▸ **Your task**
Every line of the material is to be quoted verbatim, minus the pictures.
■ ■ ■ ■
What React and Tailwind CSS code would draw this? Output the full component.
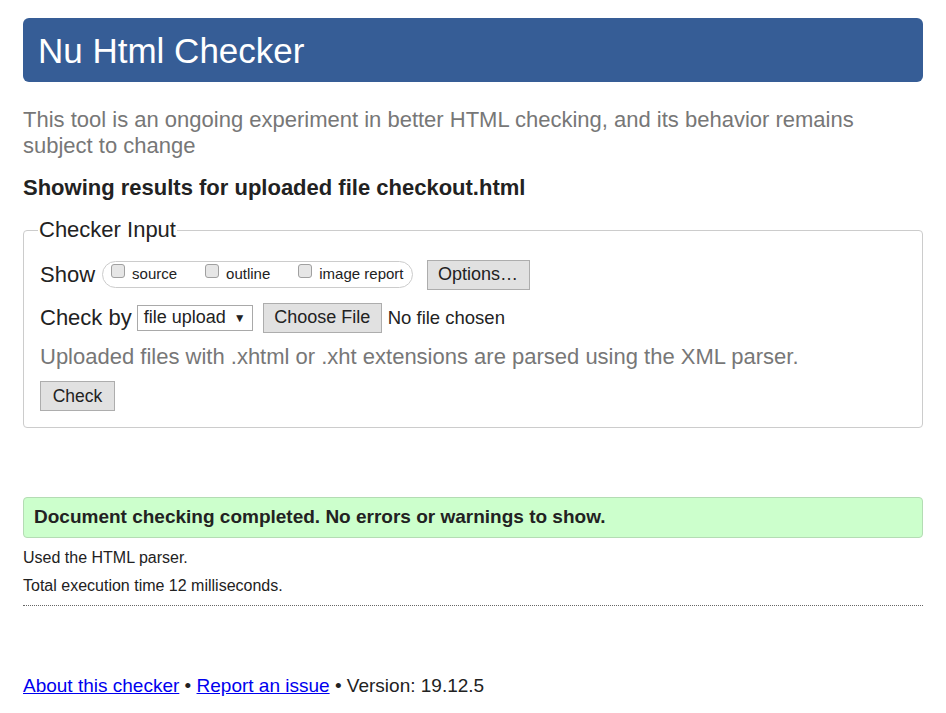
export default function App() {
  return (
    <div className="min-h-[713px] bg-white px-[23px] pt-[18px] font-['Liberation_Sans',Arial,sans-serif] text-[#222]">
      {/* Header */}
      <div className="flex h-[64px] items-center rounded-[6px] bg-[#365d96] pl-[15px]">
        <h1 className="text-[35px] leading-none text-white">Nu Html Checker</h1>
      </div>

      <p className="mt-[25px] pr-[60px] text-[22px] leading-[26px] text-[#777]">
        This tool is an ongoing experiment in better HTML checking, and its behavior remains subject to change
      </p>

      <p className="mt-[16px] text-[22px] font-bold leading-[26px] text-[#222]">
        Showing results for uploaded file checkout.html
      </p>

      {/* Checker input */}
      <fieldset className="mt-[17px] rounded-[4px] border border-[#ccc] pb-[16px] pl-[16px] pr-4">
        <legend className="ml-[-2px] px-[1px] text-[22px] leading-[24px]">Checker Input</legend>

        <div className="mt-[16px] flex items-center">
          <span className="text-[22px]">Show</span>
          <div className="ml-[7px] flex h-[27px] items-center rounded-full border border-[#ccc] pl-[8px] pr-[8px] text-[15px]">
            <label className="flex items-center">
              <span className="mb-[7px] inline-block size-[14px] rounded-[3px] border border-[#a0a0a0] bg-[#e6e6e6]" />
              <span className="ml-[7px]">source</span>
            </label>
            <label className="ml-[28px] flex items-center">
              <span className="mb-[7px] inline-block size-[14px] rounded-[3px] border border-[#a0a0a0] bg-[#e6e6e6]" />
              <span className="ml-[7px]">outline</span>
            </label>
            <label className="ml-[28px] flex items-center">
              <span className="mb-[7px] inline-block size-[14px] rounded-[3px] border border-[#a0a0a0] bg-[#e6e6e6]" />
              <span className="ml-[7px]">image report</span>
            </label>
          </div>
          <button className="ml-[14px] h-[30px] w-[103px] border border-[#adadad] bg-[#e1e1e1] text-[18px]">
            Options…
          </button>
        </div>

        <div className="mt-[10px] flex items-center">
          <span className="text-[22px]">Check by</span>
          <div className="ml-[5px] flex h-[26px] w-[116px] items-center border border-[#a9a9a9] bg-white pl-[6px] text-[18px]">
            <span>file upload</span>
            <span className="ml-[8px] text-[12px]">▼</span>
          </div>
          <button className="ml-[10px] h-[30px] w-[119px] border border-[#adadad] bg-[#e1e1e1] text-[18px]">
            Choose File
          </button>
          <span className="ml-[6px] text-[18.5px]">No file chosen</span>
        </div>

        <p className="mt-[10px] text-[22px] leading-[26px] text-[#777]">
          Uploaded files with .xhtml or .xht extensions are parsed using the XML parser.
        </p>

        <button className="mt-[11px] h-[30px] w-[75px] border border-[#adadad] bg-[#e1e1e1] text-[17.5px]">
          Check
        </button>
      </fieldset>

      {/* Result */}
      <div className="mt-[69px] flex h-[41px] items-center rounded-[4px] border border-[#b4dcb4] bg-[#ccffcc] pl-[10px]">
        <p className="text-[19px] font-bold">Document checking completed. No errors or warnings to show.</p>
      </div>

      <p className="mt-[10px] text-[16px] leading-[20px]">Used the HTML parser.</p>
      <p className="mt-[8px] text-[16px] leading-[20px]">Total execution time 12 milliseconds.</p>
      <div className="mt-[9px] border-t border-dotted border-[#666]" />

      <p className="mt-[66px] text-[19px]">
        <a href="#" className="text-[#0000ee] underline">About this checker</a>
        {' • '}
        <a href="#" className="text-[#0000ee] underline">Report an issue</a>
        {' • Version: 19.12.5'}
      </p>
    </div>
  );
}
■ ■ ■ ■
▸ **Correct result**
What React and Tailwind CSS code would draw this? Output the full component.
export default function App() {
  return (
    <div className="min-h-[713px] bg-white px-[23px] pt-[18px] font-['Liberation_Sans',Arial,sans-serif] text-[#222]">
      {/* Header */}
      <div className="flex h-[64px] items-center rounded-[6px] bg-[#365d96] pl-[15px]">
        <h1 className="text-[35px] leading-none text-white">Nu Html Checker</h1>
      </div>

      <p className="mt-[25px] pr-[60px] text-[22px] leading-[26px] text-[#777]">
        This tool is an ongoing experiment in better HTML checking, and its behavior remains subject to change
      </p>

      <p className="mt-[16px] text-[22px] font-bold leading-[26px] text-[#222]">
        Showing results for uploaded file checkout.html
      </p>

      {/* Checker input */}
      <fieldset className="mt-[17px] rounded-[4px] border border-[#ccc] pb-[16px] pl-[16px] pr-4">
        <legend className="ml-[-2px] px-[1px] text-[22px] leading-[24px]">Checker Input</legend>

        <div className="mt-[16px] flex items-center">
          <span className="text-[22px]">Show</span>
          <div className="ml-[7px] flex h-[27px] items-center rounded-full border border-[#ccc] pl-[8px] pr-[8px] text-[15px]">
            <label className="flex items-center">
              <span className="mb-[7px] inline-block size-[14px] rounded-[3px] border border-[#a0a0a0] bg-[#e6e6e6]" />
              <span className="ml-[7px]">source</span>
            </label>
            <label className="ml-[28px] flex items-center">
              <span className="mb-[7px] inline-block size-[14px] rounded-[3px] border border-[#a0a0a0] bg-[#e6e6e6]" />
              <span className="ml-[7px]">outline</span>
            </label>
            <label className="ml-[28px] flex items-center">
              <span className="mb-[7px] inline-block size-[14px] rounded-[3px] border border-[#a0a0a0] bg-[#e6e6e6]" />
              <span className="ml-[7px]">image report</span>
            </label>
          </div>
          <button className="ml-[14px] h-[30px] w-[103px] border border-[#adadad] bg-[#e1e1e1] text-[18px]">
            Options…
          </button>
        </div>

        <div className="mt-[10px] flex items-center">
          <span className="text-[22px]">Check by</span>
          <div className="ml-[5px] flex h-[26px] w-[116px] items-center border border-[#a9a9a9] bg-white pl-[6px] text-[18px]">
            <span>file upload</span>
            <span className="ml-[8px] text-[12px]">▼</span>
          </div>
          <button className="ml-[10px] h-[30px] w-[119px] border border-[#adadad] bg-[#e1e1e1] text-[18px]">
            Choose File
          </button>
          <span className="ml-[6px] text-[18.5px]">No file chosen</span>
        </div>

        <p className="mt-[10px] text-[22px] leading-[26px] text-[#777]">
          Uploaded files with .xhtml or .xht extensions are parsed using the XML parser.
        </p>

        <button className="mt-[11px] h-[30px] w-[75px] border border-[#adadad] bg-[#e1e1e1] text-[17.5px]">
          Check
        </button>
      </fieldset>

      {/* Result */}
      <div className="mt-[69px] flex h-[41px] items-center rounded-[4px] border border-[#b4dcb4] bg-[#ccffcc] pl-[10px]">
        <p className="text-[19px] font-bold">Document checking completed. No errors or warnings to show.</p>
      </div>

      <p className="mt-[10px] text-[16px] leading-[20px]">Used the HTML parser.</p>
      <p className="mt-[8px] text-[16px] leading-[20px]">Total execution time 12 milliseconds.</p>
      <div className="mt-[9px] border-t border-dotted border-[#666]" />

      <p className="mt-[66px] text-[19px]">
        <a href="#" className="text-[#0000ee] underline">About this checker</a>
        {' • '}
        <a href="#" className="text-[#0000ee] underline">Report an issue</a>
        {' • Version: 19.12.5'}
      </p>
    </div>
  );
}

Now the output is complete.